■ GIVEN PROBLEM
Output every line of the data exactly as it appears.

■ MATERIAL PROVIDED
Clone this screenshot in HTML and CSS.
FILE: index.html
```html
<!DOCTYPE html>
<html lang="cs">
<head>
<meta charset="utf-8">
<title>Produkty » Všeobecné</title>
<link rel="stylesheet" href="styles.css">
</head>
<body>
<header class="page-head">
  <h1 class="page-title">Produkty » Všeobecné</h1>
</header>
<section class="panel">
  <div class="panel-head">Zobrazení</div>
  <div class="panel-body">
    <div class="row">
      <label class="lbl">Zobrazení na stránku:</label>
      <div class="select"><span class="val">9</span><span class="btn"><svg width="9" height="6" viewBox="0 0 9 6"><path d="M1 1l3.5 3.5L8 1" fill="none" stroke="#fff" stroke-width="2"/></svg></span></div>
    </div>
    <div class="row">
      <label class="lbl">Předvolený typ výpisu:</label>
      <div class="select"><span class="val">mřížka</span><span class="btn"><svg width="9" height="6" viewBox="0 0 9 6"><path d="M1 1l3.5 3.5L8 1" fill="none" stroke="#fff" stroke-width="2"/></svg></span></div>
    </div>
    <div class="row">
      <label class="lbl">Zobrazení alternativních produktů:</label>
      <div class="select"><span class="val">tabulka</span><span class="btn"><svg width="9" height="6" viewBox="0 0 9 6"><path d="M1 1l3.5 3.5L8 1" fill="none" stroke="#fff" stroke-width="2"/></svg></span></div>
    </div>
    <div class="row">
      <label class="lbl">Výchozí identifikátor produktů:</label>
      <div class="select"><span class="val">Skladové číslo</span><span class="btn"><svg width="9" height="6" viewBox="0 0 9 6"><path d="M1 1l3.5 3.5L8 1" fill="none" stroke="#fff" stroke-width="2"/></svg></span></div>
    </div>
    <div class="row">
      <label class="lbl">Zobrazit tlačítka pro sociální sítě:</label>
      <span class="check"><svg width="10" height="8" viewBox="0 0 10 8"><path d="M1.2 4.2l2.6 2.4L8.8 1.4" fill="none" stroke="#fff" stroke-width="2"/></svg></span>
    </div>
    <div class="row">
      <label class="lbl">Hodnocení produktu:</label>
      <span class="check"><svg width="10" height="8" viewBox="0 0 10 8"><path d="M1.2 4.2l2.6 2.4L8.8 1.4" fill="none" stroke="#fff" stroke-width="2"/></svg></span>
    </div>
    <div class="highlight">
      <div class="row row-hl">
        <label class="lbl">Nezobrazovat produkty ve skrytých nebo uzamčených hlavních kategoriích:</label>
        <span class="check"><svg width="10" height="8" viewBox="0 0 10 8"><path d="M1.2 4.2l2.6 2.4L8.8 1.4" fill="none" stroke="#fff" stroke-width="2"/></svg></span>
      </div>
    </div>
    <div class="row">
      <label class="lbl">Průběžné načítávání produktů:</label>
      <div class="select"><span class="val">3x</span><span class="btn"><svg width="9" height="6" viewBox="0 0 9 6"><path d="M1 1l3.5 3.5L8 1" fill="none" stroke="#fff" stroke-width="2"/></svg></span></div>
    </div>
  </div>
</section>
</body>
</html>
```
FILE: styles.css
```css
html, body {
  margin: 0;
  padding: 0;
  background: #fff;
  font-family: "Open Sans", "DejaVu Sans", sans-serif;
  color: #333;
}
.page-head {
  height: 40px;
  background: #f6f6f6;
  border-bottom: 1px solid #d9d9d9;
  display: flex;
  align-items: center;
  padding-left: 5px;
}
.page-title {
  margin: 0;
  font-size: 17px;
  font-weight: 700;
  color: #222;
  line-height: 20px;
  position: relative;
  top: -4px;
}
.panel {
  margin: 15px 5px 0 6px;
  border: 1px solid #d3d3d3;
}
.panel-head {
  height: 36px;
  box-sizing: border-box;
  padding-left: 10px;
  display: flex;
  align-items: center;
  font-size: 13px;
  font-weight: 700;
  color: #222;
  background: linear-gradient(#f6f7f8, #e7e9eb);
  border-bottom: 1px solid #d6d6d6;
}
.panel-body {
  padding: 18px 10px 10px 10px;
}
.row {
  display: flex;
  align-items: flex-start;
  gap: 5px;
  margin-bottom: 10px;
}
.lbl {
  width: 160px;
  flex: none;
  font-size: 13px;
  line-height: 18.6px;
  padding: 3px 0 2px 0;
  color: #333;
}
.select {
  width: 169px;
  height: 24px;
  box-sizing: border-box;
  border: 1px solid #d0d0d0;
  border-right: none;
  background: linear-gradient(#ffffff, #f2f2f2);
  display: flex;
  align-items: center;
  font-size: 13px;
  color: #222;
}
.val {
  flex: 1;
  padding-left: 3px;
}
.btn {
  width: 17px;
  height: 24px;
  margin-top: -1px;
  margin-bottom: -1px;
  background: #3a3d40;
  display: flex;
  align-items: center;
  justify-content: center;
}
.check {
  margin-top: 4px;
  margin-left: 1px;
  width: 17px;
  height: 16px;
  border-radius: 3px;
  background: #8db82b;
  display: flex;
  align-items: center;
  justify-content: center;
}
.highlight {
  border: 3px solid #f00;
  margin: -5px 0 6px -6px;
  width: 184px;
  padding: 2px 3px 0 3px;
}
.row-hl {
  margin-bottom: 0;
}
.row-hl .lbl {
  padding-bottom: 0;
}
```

■ RESULT OF THIS TASK
Clone this screenshot in HTML and CSS.
FILE: index.html
```html
<!DOCTYPE html>
<html lang="cs">
<head>
<meta charset="utf-8">
<title>Produkty » Všeobecné</title>
<link rel="stylesheet" href="styles.css">
</head>
<body>
<header class="page-head">
  <h1 class="page-title">Produkty » Všeobecné</h1>
</header>
<section class="panel">
  <div class="panel-head">Zobrazení</div>
  <div class="panel-body">
    <div class="row">
      <label class="lbl">Zobrazení na stránku:</label>
      <div class="select"><span class="val">9</span><span class="btn"><svg width="9" height="6" viewBox="0 0 9 6"><path d="M1 1l3.5 3.5L8 1" fill="none" stroke="#fff" stroke-width="2"/></svg></span></div>
    </div>
    <div class="row">
      <label class="lbl">Předvolený typ výpisu:</label>
      <div class="select"><span class="val">mřížka</span><span class="btn"><svg width="9" height="6" viewBox="0 0 9 6"><path d="M1 1l3.5 3.5L8 1" fill="none" stroke="#fff" stroke-width="2"/></svg></span></div>
    </div>
    <div class="row">
      <label class="lbl">Zobrazení alternativních produktů:</label>
      <div class="select"><span class="val">tabulka</span><span class="btn"><svg width="9" height="6" viewBox="0 0 9 6"><path d="M1 1l3.5 3.5L8 1" fill="none" stroke="#fff" stroke-width="2"/></svg></span></div>
    </div>
    <div class="row">
      <label class="lbl">Výchozí identifikátor produktů:</label>
      <div class="select"><span class="val">Skladové číslo</span><span class="btn"><svg width="9" height="6" viewBox="0 0 9 6"><path d="M1 1l3.5 3.5L8 1" fill="none" stroke="#fff" stroke-width="2"/></svg></span></div>
    </div>
    <div class="row">
      <label class="lbl">Zobrazit tlačítka pro sociální sítě:</label>
      <span class="check"><svg width="10" height="8" viewBox="0 0 10 8"><path d="M1.2 4.2l2.6 2.4L8.8 1.4" fill="none" stroke="#fff" stroke-width="2"/></svg></span>
    </div>
    <div class="row">
      <label class="lbl">Hodnocení produktu:</label>
      <span class="check"><svg width="10" height="8" viewBox="0 0 10 8"><path d="M1.2 4.2l2.6 2.4L8.8 1.4" fill="none" stroke="#fff" stroke-width="2"/></svg></span>
    </div>
    <div class="highlight">
      <div class="row row-hl">
        <label class="lbl">Nezobrazovat produkty ve skrytých nebo uzamčených hlavních kategoriích:</label>
        <span class="check"><svg width="10" height="8" viewBox="0 0 10 8"><path d="M1.2 4.2l2.6 2.4L8.8 1.4" fill="none" stroke="#fff" stroke-width="2"/></svg></span>
      </div>
    </div>
    <div class="row">
      <label class="lbl">Průběžné načítávání produktů:</label>
      <div class="select"><span class="val">3x</span><span class="btn"><svg width="9" height="6" viewBox="0 0 9 6"><path d="M1 1l3.5 3.5L8 1" fill="none" stroke="#fff" stroke-width="2"/></svg></span></div>
    </div>
  </div>
</section>
</body>
</html>
```
FILE: styles.css
```css
html, body {
  margin: 0;
  padding: 0;
  background: #fff;
  font-family: "Open Sans", "DejaVu Sans", sans-serif;
  color: #333;
}
.page-head {
  height: 40px;
  background: #f6f6f6;
  border-bottom: 1px solid #d9d9d9;
  display: flex;
  align-items: center;
  padding-left: 5px;
}
.page-title {
  margin: 0;
  font-size: 17px;
  font-weight: 700;
  color: #222;
  line-height: 20px;
  position: relative;
  top: -4px;
}
.panel {
  margin: 15px 5px 0 6px;
  border: 1px solid #d3d3d3;
}
.panel-head {
  height: 36px;
  box-sizing: border-box;
  padding-left: 10px;
  display: flex;
  align-items: center;
  font-size: 13px;
  font-weight: 700;
  color: #222;
  background: linear-gradient(#f6f7f8, #e7e9eb);
  border-bottom: 1px solid #d6d6d6;
}
.panel-body {
  padding: 18px 10px 10px 10px;
}
.row {
  display: flex;
  align-items: flex-start;
  gap: 5px;
  margin-bottom: 10px;
}
.lbl {
  width: 160px;
  flex: none;
  font-size: 13px;
  line-height: 18.6px;
  padding: 3px 0 2px 0;
  color: #333;
}
.select {
  width: 169px;
  height: 24px;
  box-sizing: border-box;
  border: 1px solid #d0d0d0;
  border-right: none;
  background: linear-gradient(#ffffff, #f2f2f2);
  display: flex;
  align-items: center;
  font-size: 13px;
  color: #222;
}
.val {
  flex: 1;
  padding-left: 3px;
}
.btn {
  width: 17px;
  height: 24px;
  margin-top: -1px;
  margin-bottom: -1px;
  background: #3a3d40;
  display: flex;
  align-items: center;
  justify-content: center;
}
.check {
  margin-top: 4px;
  margin-left: 1px;
  width: 17px;
  height: 16px;
  border-radius: 3px;
  background: #8db82b;
  display: flex;
  align-items: center;
  justify-content: center;
}
.highlight {
  border: 3px solid #f00;
  margin: -5px 0 6px -6px;
  width: 184px;
  padding: 2px 3px 0 3px;
}
.row-hl {
  margin-bottom: 0;
}
.row-hl .lbl {
  padding-bottom: 0;
}
```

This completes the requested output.